Pour cela, le secteur de l’agroalimentaire devra bien-sur relever plusieurs défis. Par exemple, la deuxième et la troisième transformation des produits de la mer et de la terre, l’accès aux ressources halieutiques et aux terres agricoles ainsi que l’accès aux capitaux d’investissements et la disponibilité d’une main-d’œuvre qualifiée. Il faudra poursuivre le virage vers les produits de spécialités à forte valeur ajoutée, plutôt que la production de grands volumes. S’ajoute à cela le maintien de l’abattoir régional, sa reconnaissance par les pouvoirs publics comme une infrastructure de développement régional et l’obtention d’un soutien financier récurrent et conséquent. Les autorités gouvernementales devront offrir un programme d’aide au transport des intrants (moulée, etc..) et à l’exportation afin que nos entreprises puissent se mesurer à la concurrence à forces égales. On doit aussi offrir aux producteurs l’accès à des ressources spécialisées en matière de recherche et développement pour la mise au point de produits transformés, l’amélioration des processus de production et d’emballage et des techniques de conservation. Il sera important d’élaborer d’une structure de distribution, de promotion et de mise en marché collective et concertée capable de tirer un maximum de retombées de la marque de commerce que constitue les Îles-de-la-Madeleine aux yeux des consommateurs.

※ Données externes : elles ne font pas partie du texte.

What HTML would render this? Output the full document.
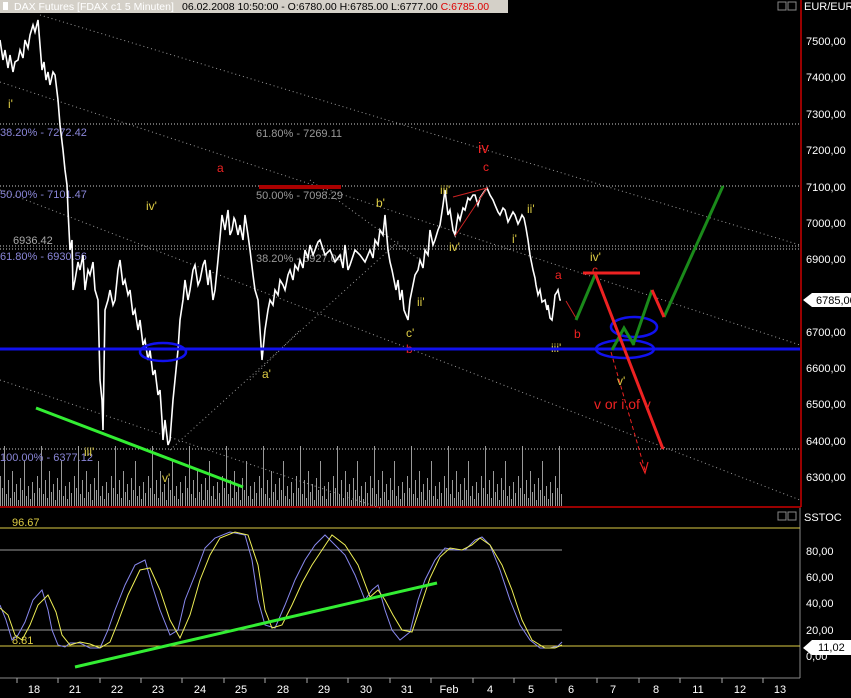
<!DOCTYPE html>
<html><head><meta charset="utf-8"><style>
html,body{margin:0;padding:0;background:#000;width:851px;height:698px;overflow:hidden}
svg{display:block;font-family:"Liberation Sans",sans-serif}
</style></head><body>
<svg width="851" height="698" viewBox="0 0 851 698" xmlns="http://www.w3.org/2000/svg">
<defs>
<pattern id="vol" x="0" y="416" width="37" height="90" patternUnits="userSpaceOnUse">
<g stroke="#999" stroke-width="1">
<line x1="0.5" y1="90" x2="0.5" y2="60"/><line x1="2.5" y1="90" x2="2.5" y2="72"/><line x1="4.5" y1="90" x2="4.5" y2="30"/>
<line x1="6.5" y1="90" x2="6.5" y2="78"/><line x1="8.5" y1="90" x2="8.5" y2="64"/><line x1="10.5" y1="90" x2="10.5" y2="82"/>
<line x1="12.5" y1="90" x2="12.5" y2="55"/><line x1="14.5" y1="90" x2="14.5" y2="76"/><line x1="16.5" y1="90" x2="16.5" y2="68"/>
<line x1="18.5" y1="90" x2="18.5" y2="84"/><line x1="20.5" y1="90" x2="20.5" y2="62"/><line x1="22.5" y1="90" x2="22.5" y2="74"/>
<line x1="24.5" y1="90" x2="24.5" y2="45"/><line x1="26.5" y1="90" x2="26.5" y2="80"/><line x1="28.5" y1="90" x2="28.5" y2="70"/>
<line x1="30.5" y1="90" x2="30.5" y2="83"/><line x1="32.5" y1="90" x2="32.5" y2="66"/><line x1="34.5" y1="90" x2="34.5" y2="77"/>
</g></pattern>
</defs>
<rect x="0" y="0" width="508" height="13" fill="#d4d0c8"/>
<rect x="3" y="2" width="5" height="8" fill="#fff"/>
<text x="14" y="10" font-size="10.5" fill="#fff">DAX Futures [FDAX c1  5 Minuten]</text>
<text x="182" y="10" font-size="10.5" fill="#000">06.02.2008 10:50:00 - O:6780.00 H:6785.00 L:6777.00 <tspan fill="#d00">C:6785.00</tspan></text>
<rect x="778" y="2" width="8" height="8" fill="none" stroke="#888"/><rect x="788" y="2" width="8" height="8" fill="none" stroke="#888"/>
<line x1="801" y1="0" x2="801" y2="507" stroke="#c00" stroke-width="1.5"/>
<line x1="0" y1="507" x2="801" y2="507" stroke="#c00" stroke-width="1.5"/>
<line x1="0" y1="678" x2="800" y2="678" stroke="#888"/>
<line x1="800" y1="508" x2="800" y2="678" stroke="#888"/>
<g fill="#fff" font-size="11">
<text x="804" y="10">EUR/EUR</text>
<text x="806" y="45">7500,00</text><text x="806" y="81">7400,00</text><text x="806" y="118">7300,00</text>
<text x="806" y="154">7200,00</text><text x="806" y="191">7100,00</text><text x="806" y="227">7000,00</text>
<text x="806" y="263">6900,00</text><text x="806" y="336">6700,00</text><text x="806" y="372">6600,00</text>
<text x="806" y="408">6500,00</text><text x="806" y="445">6400,00</text><text x="806" y="481">6300,00</text>
<text x="804" y="521">SSTOC</text>
<text x="806" y="555">80,00</text><text x="806" y="581">60,00</text><text x="806" y="607">40,00</text>
<text x="806" y="634">20,00</text><text x="806" y="660">0,00</text>
</g>
<path d="M803 300 L812 293 L851 293 L851 307 L812 307 Z" fill="#fff"/>
<text x="816" y="304" font-size="11" fill="#000">6785,00</text>
<path d="M803 648 L812 640 L851 640 L851 655 L812 655 Z" fill="#fff"/>
<text x="818" y="651" font-size="11" fill="#000">11,02</text>
<rect x="0" y="416" width="562" height="90" fill="url(#vol)"/>
<g stroke="#ccc" stroke-dasharray="1,2">
<line x1="0" y1="124" x2="800" y2="124"/><line x1="0" y1="186" x2="800" y2="186"/>
<line x1="0" y1="246" x2="800" y2="246"/><line x1="0" y1="249" x2="800" y2="249"/>
<line x1="0" y1="449" x2="800" y2="449"/>
</g>
<g stroke="#999" stroke-dasharray="1,3">
<line x1="40" y1="15" x2="800" y2="245"/><line x1="0" y1="82" x2="800" y2="345"/>
<line x1="0" y1="190" x2="800" y2="500"/><line x1="0" y1="380" x2="380" y2="508"/>
<line x1="170" y1="450" x2="400" y2="240"/><line x1="250" y1="380" x2="300" y2="330"/>
<line x1="310" y1="180" x2="420" y2="260"/>
</g>
<g font-size="11">
<text x="0" y="136" fill="#8a86d8">38.20% - 7272.42</text>
<text x="0" y="198" fill="#8a86d8">50.00% - 7101.47</text>
<text x="0" y="260" fill="#8a86d8">61.80% - 6930.56</text>
<text x="0" y="461" fill="#8a86d8">100.00% - 6377.12</text>
<text x="13" y="244" fill="#aaa">6936.42</text>
<text x="256" y="137" fill="#999">61.80% - 7269.11</text>
<text x="256" y="199" fill="#999">50.00% - 7098.29</text>
<text x="256" y="262" fill="#999">38.20% - 6927.04</text>
</g>
<line x1="259" y1="187" x2="341" y2="187" stroke="#a00" stroke-width="4"/>
<polyline fill="none" stroke="#fff" stroke-width="1.6" points="0,40 3,60 5,50 8,68 10,55 13,72 15,62 18,60 20,50 23,58 25,40 28,48 30,35 33,25 35,32 38,20 40,45 42,70 44,62 46,80 48,72 50,85 53,72 55,75 58,100 60,125 63,150 65,170 67,185 68,210 70,250 72,240 73,290 75,280 78,262 80,270 83,255 85,290 88,270 90,275 93,262 95,290 98,300 100,380 102,400 103,430 105,310 108,300 110,290 113,305 115,300 118,270 120,260 123,285 125,280 128,295 130,290 133,315 135,310 138,330 140,320 143,345 145,340 148,360 150,350 153,375 155,370 158,395 160,390 162,420 163,440 165,420 168,445 170,440 173,400 175,380 178,350 180,320 183,300 185,280 188,300 190,290 193,270 195,265 198,285 200,280 203,265 205,260 208,285 210,270 213,300 215,290 218,260 222,215 225,230 228,210 230,235 232,230 234,218 235,220 238,235 240,225 243,240 245,215 248,235 250,250 253,275 255,290 258,300 260,330 262,360 265,330 268,310 270,300 273,305 275,290 278,295 280,280 283,285 285,290 288,275 290,270 293,280 295,265 298,270 300,260 303,268 305,250 308,258 310,245 313,255 315,250 318,242 320,240 325,255 330,250 335,262 340,255 343,268 345,245 348,270 350,265 355,250 360,255 365,262 370,250 373,258 375,240 378,245 380,230 383,235 385,215 388,250 390,262 392,270 396,290 398,280 400,300 402,290 404,310 408,320 410,300 412,290 415,275 418,270 420,260 423,268 425,250 428,255 430,230 433,245 435,240 438,230 440,225 443,205 445,190 448,215 450,210 453,230 455,235 458,215 460,220 463,208 465,210 468,198 470,200 473,195 475,195 478,205 480,198 484,192 487,188 490,195 493,200 495,205 498,212 500,215 503,208 505,210 508,222 510,218 513,212 515,215 518,224 520,220 522,215 524,218 526,228 528,240 530,255 533,270 535,278 536,285 538,295 540,290 542,302 545,300 547,310 548,305 550,318 552,320 554,305 555,295 557,292 558,290 560,300 561,300"/>
<polyline fill="none" stroke="#c22" stroke-width="1" points="453,197 487,188 455,236"/>
<g font-size="12">
<text x="8" y="108" fill="#dc4">i'</text><text x="146" y="210" fill="#dc4">iv'</text>
<text x="376" y="207" fill="#dc4">b'</text><text x="440" y="194" fill="#dc4">iii'</text>
<text x="449" y="251" fill="#dc4">iv'</text><text x="527" y="213" fill="#dc4">ii'</text>
<text x="512" y="243" fill="#dc4">i'</text><text x="417" y="306" fill="#dc4">ii'</text>
<text x="406" y="337" fill="#dc4">c'</text><text x="262" y="378" fill="#dc4">a'</text>
<text x="84" y="456" fill="#dc4">iii'</text><text x="162" y="482" fill="#dc4">v'</text>
<text x="551" y="352" fill="#dc4">iii'</text><text x="590" y="261" fill="#dc4">iv'</text>
<text x="617" y="385" fill="#dc4">v'</text>
<text x="217" y="172" fill="#e22">a</text><text x="406" y="353" fill="#e22">b</text>
<text x="555" y="279" fill="#e22">a</text><text x="574" y="338" fill="#e22">b</text>
<text x="592" y="274" fill="#e22">c</text>
<text x="483" y="171" fill="#e22">c</text>
<text x="478" y="153" fill="#e22" font-size="15">iv</text>
<text x="594" y="409" fill="#e22" font-size="14">v or i of v</text>
</g>
<line x1="0" y1="349" x2="800" y2="349" stroke="#11e" stroke-width="3"/>
<g fill="none" stroke="#11e" stroke-width="2.5">
<ellipse cx="163" cy="352" rx="23" ry="9"/><ellipse cx="634" cy="327" rx="23" ry="10"/><ellipse cx="625" cy="349" rx="29" ry="9"/>
</g>
<line x1="566" y1="301" x2="576" y2="318" stroke="#c22" stroke-width="1"/>
<polyline fill="none" stroke="#1a8a1a" stroke-width="3" points="576,320 595,275"/>
<polyline fill="none" stroke="#1a8a1a" stroke-width="3" points="612,350 624,328 634,345"/>
<polyline fill="none" stroke="#1a8a1a" stroke-width="3" points="633,345 652,290"/>
<polyline fill="none" stroke="#1a8a1a" stroke-width="3" points="664,317 723,186"/>
<line x1="652" y1="290" x2="664" y2="317" stroke="#e22" stroke-width="3"/>
<line x1="583" y1="273" x2="640" y2="273" stroke="#e22" stroke-width="3"/>
<line x1="595" y1="273" x2="663" y2="449" stroke="#e22" stroke-width="3"/>
<line x1="611" y1="352" x2="645" y2="470" stroke="#e22" stroke-width="1" stroke-dasharray="4,3"/>
<path d="M640 462 L645 473 L648 462" fill="none" stroke="#e22" stroke-width="1.2"/>
<line x1="36" y1="408" x2="243" y2="487" stroke="#3e3" stroke-width="3"/>
<rect x="778" y="512" width="8" height="8" fill="none" stroke="#888"/><rect x="788" y="512" width="8" height="8" fill="none" stroke="#888"/>
<line x1="0" y1="528" x2="800" y2="528" stroke="#dc4" stroke-width="1"/>
<line x1="0" y1="646" x2="800" y2="646" stroke="#dc4" stroke-width="1"/>
<line x1="0" y1="550" x2="562" y2="550" stroke="#999"/>
<line x1="0" y1="630" x2="562" y2="630" stroke="#999"/>
<text x="12" y="526" font-size="11" fill="#dc4">96.67</text>
<text x="12" y="644" font-size="11" fill="#dc4">8.81</text>
<polyline fill="none" stroke="#88e" stroke-width="1" points="0,605 6,620 12,640 18,635 25,622 33,600 42,590 48,610 52,630 58,645 65,647 70,643 80,643 90,648 100,648 108,630 115,610 125,585 135,565 145,560 152,585 160,610 170,635 178,630 185,600 195,575 205,548 215,538 230,532 245,535 252,560 258,600 265,625 275,628 285,605 295,580 305,560 315,545 325,535 335,545 345,555 355,575 365,600 372,590 378,585 385,610 392,630 400,640 410,632 418,600 425,580 435,560 445,548 455,550 465,550 475,540 482,537 490,545 500,570 510,600 520,625 530,640 540,648 550,648 558,646 562,642"/>
<polyline fill="none" stroke="#ee5" stroke-width="1" points="0,608 8,615 15,635 22,640 30,625 38,605 48,595 56,612 62,635 70,645 80,642 90,644 100,648 110,642 118,622 128,595 140,570 150,568 160,590 170,620 180,638 190,615 200,580 210,555 220,538 235,532 248,535 258,565 265,610 272,628 282,625 292,605 302,583 312,565 322,550 332,535 345,545 358,565 370,597 378,590 385,600 393,615 402,630 412,632 420,608 430,578 440,557 450,548 462,550 472,545 480,538 490,545 502,565 512,590 522,620 532,640 545,648 555,648 562,645"/>
<line x1="75" y1="667" x2="437" y2="583" stroke="#3e3" stroke-width="3"/>
<g stroke="#aaa"><line x1="17" y1="678" x2="17" y2="683"/><line x1="58" y1="678" x2="58" y2="683"/><line x1="100" y1="678" x2="100" y2="683"/><line x1="141" y1="678" x2="141" y2="683"/><line x1="182" y1="678" x2="182" y2="683"/><line x1="224" y1="678" x2="224" y2="683"/><line x1="265" y1="678" x2="265" y2="683"/><line x1="307" y1="678" x2="307" y2="683"/><line x1="348" y1="678" x2="348" y2="683"/><line x1="390" y1="678" x2="390" y2="683"/><line x1="431" y1="678" x2="431" y2="683"/><line x1="473" y1="678" x2="473" y2="683"/><line x1="514" y1="678" x2="514" y2="683"/><line x1="556" y1="678" x2="556" y2="683"/><line x1="597" y1="678" x2="597" y2="683"/><line x1="639" y1="678" x2="639" y2="683"/><line x1="680" y1="678" x2="680" y2="683"/><line x1="722" y1="678" x2="722" y2="683"/><line x1="763" y1="678" x2="763" y2="683"/></g>
<g fill="#fff" font-size="11" text-anchor="middle">
<text x="34" y="693">18</text><text x="75" y="693">21</text><text x="117" y="693">22</text><text x="158" y="693">23</text>
<text x="200" y="693">24</text><text x="241" y="693">25</text><text x="283" y="693">28</text><text x="324" y="693">29</text>
<text x="366" y="693">30</text><text x="407" y="693">31</text><text x="449" y="693">Feb</text><text x="490" y="693">4</text>
<text x="531" y="693">5</text><text x="571" y="693">6</text><text x="613" y="693">7</text><text x="656" y="693">8</text>
<text x="698" y="693">11</text><text x="740" y="693">12</text><text x="780" y="693">13</text>
</g>
</svg>
</body></html>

Dans le contexte d’incertitude provoqué par la réforme de l’assurance-emploi, la fin du cycle des grands investissements publics aux Îles et la crise du homard, le secteur de l’agroalimentaire a tous les atouts pour devenir un moteur de création d’emplois durables parce qu’il répond à un besoin de base, en harmonie avec le milieu physique et l’environnement, que ses assises sont diversifiées et intégrées à la réalité du terroir insulaire.